If you would have this image all you’d have to do run OpenVPN on you workstation and adjust 2 lines in a config file maybe some network settings and you’re up. But it’s not ready yet :slight_smile:


#37

I did the math behind it and also quite some benchmarking and have to admit, that the node-performance isn´t quite as good, as you would thing by the values.

The EC-Units, that amazon uses to calculate things are quite vague, saying that one EC-Unit equals an AMD Opteron of around 1.1 GHz or something. But then there is also the amount of performance, that you loose through virtualization of the machines itself. The RAM-Performance is not on par with a real, physical machine and especially the disk-access-performance is not as good.

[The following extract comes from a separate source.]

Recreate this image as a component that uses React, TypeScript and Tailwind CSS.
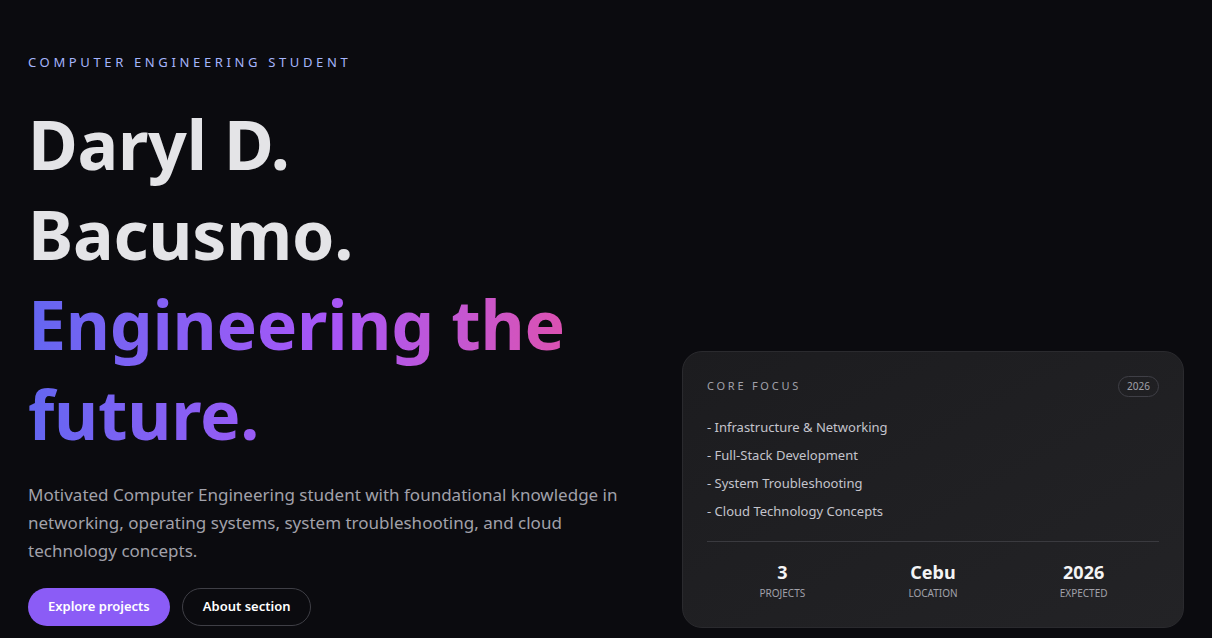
import React from "react";

const focus = [
  "Infrastructure & Networking",
  "Full-Stack Development",
  "System Troubleshooting",
  "Cloud Technology Concepts",
];

const stats = [
  { value: "3", label: "Projects" },
  { value: "Cebu", label: "Location" },
  { value: "2026", label: "Expected" },
];

export default function App() {
  return (
    <div
      className="min-h-[638px] w-full bg-[#0b0b0f] text-white overflow-hidden"
      style={{ fontFamily: '"Noto Sans", "Open Sans", sans-serif' }}
    >
      <section className="flex items-end justify-between px-7 pt-[54px] pb-[9px]">
        <div className="flex-1 pb-[2px]">
          <p className="text-[13px] leading-[16px] tracking-[0.28em] text-[#a5b4fc]">
            COMPUTER ENGINEERING STUDENT
          </p>
          <h1 className="mt-[29px] text-[68px] font-bold leading-[90px] tracking-[-0.004em] text-[#e4e4e7]">
            <span className="block">Daryl D.</span>
            <span className="block">Bacusmo.</span>
            <span className="block w-[610px] bg-gradient-to-r from-[#6366f1] via-[#a855f7] to-[#ec4899] bg-clip-text text-transparent">
              Engineering the future.
            </span>
          </h1>
          <p className="mt-[22px] max-w-[600px] text-[17px] leading-[28px] text-[#a1a1aa]">
            Motivated Computer Engineering student with foundational knowledge in networking,
            operating systems, system troubleshooting, and cloud technology concepts.
          </p>
          <div className="mt-[23px] flex gap-3">
            <button className="h-[38px] rounded-full bg-[#8b5cf6] px-5 text-[13px] font-semibold text-white">
              Explore projects
            </button>
            <button className="h-[38px] rounded-full border border-[#3f3f46] px-5 text-[13px] font-semibold text-white">
              About section
            </button>
          </div>
        </div>

        <div className="w-[502px] shrink-0 rounded-[20px] border border-[#2a2a2e] bg-gradient-to-br from-[#1c1c1f] to-[#232326] px-[24px] pt-[24px] pb-[27px]">
          <div className="flex items-center justify-between">
            <span className="text-[11px] tracking-[0.25em] text-[#a1a1aa]">CORE FOCUS</span>
            <span className="rounded-full border border-[#3f3f46] px-2 py-[2px] text-[10px] leading-[15px] text-[#a1a1aa]">
              2026
            </span>
          </div>
          <ul className="mt-[20px] flex flex-col gap-[8px]">
            {focus.map((f) => (
              <li key={f} className="text-[13px] leading-[20px] text-[#c4c4cc]">
                - {f}
              </li>
            ))}
          </ul>
          <div className="mt-[20px] border-t border-[#3a3a3f] pt-[18px] grid grid-cols-3">
            {stats.map((s) => (
              <div key={s.label} className="flex flex-col items-center">
                <span className="text-[18px] font-bold leading-[24px] text-[#f4f4f5]">{s.value}</span>
                <span className="mt-[2px] text-[10px] uppercase leading-[14px] text-[#a1a1aa]">
                  {s.label}
                </span>
              </div>
            ))}
          </div>
        </div>
      </section>
    </div>
  );
}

I came to the conclusion, that an Instance of the type of c1.xLarge (High Compute, 20 EC2 Units, 7 Gig RAM) roughly equals a Core i7 870 to Core i7 880 performance-wise…
Which would equal it to around 4*3.0 GHz plus the usual 30% Performance-gain of active HyperThreading when rendering…so…around 15-16 GHz per Node
That said, it is still pretty fast for the price you have to pay for it.

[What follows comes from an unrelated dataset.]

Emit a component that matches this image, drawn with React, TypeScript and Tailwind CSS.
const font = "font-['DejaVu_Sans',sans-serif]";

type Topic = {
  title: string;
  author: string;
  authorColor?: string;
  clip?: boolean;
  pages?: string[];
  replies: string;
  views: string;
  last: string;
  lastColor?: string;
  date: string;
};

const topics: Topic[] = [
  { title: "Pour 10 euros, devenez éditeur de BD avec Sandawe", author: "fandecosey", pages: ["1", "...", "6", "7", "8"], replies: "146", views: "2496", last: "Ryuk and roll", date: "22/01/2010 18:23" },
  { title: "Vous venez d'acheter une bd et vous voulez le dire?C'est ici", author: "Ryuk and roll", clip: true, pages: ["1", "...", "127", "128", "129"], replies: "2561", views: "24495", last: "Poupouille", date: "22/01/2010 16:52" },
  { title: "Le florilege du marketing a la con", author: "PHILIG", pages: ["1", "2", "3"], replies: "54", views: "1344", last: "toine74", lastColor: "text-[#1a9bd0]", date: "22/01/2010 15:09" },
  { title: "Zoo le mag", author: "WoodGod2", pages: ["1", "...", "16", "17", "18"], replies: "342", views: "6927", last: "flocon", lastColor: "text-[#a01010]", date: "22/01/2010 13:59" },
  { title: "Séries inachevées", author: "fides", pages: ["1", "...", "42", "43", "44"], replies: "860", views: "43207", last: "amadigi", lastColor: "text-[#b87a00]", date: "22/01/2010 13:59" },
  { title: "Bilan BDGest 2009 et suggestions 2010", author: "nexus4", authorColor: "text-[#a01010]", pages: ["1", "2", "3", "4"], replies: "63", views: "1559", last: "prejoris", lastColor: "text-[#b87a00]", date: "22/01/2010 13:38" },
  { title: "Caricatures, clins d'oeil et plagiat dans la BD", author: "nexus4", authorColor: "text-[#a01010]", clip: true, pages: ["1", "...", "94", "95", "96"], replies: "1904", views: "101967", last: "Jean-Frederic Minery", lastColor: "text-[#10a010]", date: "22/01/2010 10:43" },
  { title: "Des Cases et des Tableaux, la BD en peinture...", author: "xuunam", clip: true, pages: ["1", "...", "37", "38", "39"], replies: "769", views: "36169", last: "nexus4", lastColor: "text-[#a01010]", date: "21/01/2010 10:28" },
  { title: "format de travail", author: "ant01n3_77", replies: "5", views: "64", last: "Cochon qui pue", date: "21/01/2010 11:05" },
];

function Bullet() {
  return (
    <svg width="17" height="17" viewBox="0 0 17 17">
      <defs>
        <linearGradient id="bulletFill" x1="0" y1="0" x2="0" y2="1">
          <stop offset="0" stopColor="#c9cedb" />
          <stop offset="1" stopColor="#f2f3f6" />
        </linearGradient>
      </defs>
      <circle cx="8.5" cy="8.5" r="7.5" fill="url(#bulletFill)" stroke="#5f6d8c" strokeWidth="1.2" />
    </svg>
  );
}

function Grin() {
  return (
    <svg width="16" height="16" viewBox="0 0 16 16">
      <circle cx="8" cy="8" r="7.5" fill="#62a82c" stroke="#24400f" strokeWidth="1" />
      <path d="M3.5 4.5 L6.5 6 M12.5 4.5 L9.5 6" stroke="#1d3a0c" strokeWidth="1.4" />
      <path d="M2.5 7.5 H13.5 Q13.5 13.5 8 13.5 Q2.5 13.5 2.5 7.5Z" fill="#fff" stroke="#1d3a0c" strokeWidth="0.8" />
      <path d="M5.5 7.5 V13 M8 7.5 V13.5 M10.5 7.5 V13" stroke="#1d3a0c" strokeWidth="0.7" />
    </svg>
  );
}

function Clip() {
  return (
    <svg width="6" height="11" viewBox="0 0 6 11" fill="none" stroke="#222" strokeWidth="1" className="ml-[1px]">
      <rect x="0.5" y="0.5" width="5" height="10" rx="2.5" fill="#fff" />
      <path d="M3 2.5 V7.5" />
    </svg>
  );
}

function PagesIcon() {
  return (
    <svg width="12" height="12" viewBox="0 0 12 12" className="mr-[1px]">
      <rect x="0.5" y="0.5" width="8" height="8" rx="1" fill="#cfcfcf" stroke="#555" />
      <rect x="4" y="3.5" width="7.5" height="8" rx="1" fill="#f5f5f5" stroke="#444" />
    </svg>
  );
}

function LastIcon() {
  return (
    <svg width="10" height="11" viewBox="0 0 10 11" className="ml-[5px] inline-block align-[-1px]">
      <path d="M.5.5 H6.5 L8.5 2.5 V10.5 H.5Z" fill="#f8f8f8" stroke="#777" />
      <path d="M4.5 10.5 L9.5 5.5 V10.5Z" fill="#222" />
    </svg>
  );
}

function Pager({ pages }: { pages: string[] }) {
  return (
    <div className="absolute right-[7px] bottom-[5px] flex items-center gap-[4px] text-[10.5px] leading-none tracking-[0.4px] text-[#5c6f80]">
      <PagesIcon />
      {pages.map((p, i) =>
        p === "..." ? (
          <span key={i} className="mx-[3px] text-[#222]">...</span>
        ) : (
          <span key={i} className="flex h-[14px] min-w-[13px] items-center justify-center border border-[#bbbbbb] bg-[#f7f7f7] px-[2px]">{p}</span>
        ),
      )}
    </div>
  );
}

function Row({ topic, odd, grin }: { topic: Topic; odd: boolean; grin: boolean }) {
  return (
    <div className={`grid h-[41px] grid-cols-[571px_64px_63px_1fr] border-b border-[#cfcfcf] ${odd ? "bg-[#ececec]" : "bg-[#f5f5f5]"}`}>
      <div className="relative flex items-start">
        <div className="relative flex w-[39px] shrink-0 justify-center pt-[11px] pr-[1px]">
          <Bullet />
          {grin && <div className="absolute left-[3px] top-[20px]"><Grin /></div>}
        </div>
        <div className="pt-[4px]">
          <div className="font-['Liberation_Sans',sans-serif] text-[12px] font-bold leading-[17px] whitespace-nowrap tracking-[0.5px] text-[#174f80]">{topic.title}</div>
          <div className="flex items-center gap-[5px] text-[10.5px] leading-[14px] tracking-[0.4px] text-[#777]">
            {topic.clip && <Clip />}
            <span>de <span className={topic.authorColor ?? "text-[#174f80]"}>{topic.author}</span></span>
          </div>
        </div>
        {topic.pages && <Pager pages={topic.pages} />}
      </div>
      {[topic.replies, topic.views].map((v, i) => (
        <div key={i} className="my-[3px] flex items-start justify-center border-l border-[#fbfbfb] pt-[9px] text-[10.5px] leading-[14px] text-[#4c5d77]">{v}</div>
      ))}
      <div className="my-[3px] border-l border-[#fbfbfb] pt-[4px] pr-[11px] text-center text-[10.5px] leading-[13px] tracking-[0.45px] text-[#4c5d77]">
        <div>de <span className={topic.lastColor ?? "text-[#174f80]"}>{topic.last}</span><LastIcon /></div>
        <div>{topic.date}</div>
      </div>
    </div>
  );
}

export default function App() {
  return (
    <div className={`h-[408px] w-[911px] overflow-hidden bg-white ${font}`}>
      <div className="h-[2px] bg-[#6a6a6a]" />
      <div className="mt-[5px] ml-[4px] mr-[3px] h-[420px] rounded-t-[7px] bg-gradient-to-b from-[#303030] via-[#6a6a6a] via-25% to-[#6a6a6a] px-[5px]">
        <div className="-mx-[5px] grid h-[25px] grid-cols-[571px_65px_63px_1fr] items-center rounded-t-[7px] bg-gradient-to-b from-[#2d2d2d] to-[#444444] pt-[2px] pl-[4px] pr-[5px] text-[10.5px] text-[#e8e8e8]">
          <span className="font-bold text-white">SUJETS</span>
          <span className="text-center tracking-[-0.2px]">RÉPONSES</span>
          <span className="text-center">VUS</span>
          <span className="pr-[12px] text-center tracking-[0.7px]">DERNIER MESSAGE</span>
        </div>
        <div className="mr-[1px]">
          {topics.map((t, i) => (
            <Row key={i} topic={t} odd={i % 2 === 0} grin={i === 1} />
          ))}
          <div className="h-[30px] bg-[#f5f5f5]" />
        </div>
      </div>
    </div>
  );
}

For me and our business, it definitely has huge advantages compared to rendersolutions like Rebus & Co.


#38

Thanks for sharing those numbers, interesting data!


#39

I found a need trick to save a few bucks on traffic costs:

http://alestic.com/2009/06/ec2-elastic-ip-internal

My spot instances are outside the VPC (they are not available for that yet) So the instances create a VPN tunnel to the manager-node located in the VPC. They do this over the manager’s elastic IP (the outside) So the traffic trough this tunnel cost a few cents per GB.

With the trick described in the article you can get the inside IP from the outside-elastic IP… laying the tunnel to the inside IP is free in the same AZ. nice :slight_smile:


#40

I have now read every single word of this post.

As soon as my brain unscrambles, I am going to try it! This sounds too good to be true.

If you had to estimate, in terms of dollars only, what percentage savings (±) are you realizing with this setup?

Thanks so much for all this - it’s gold!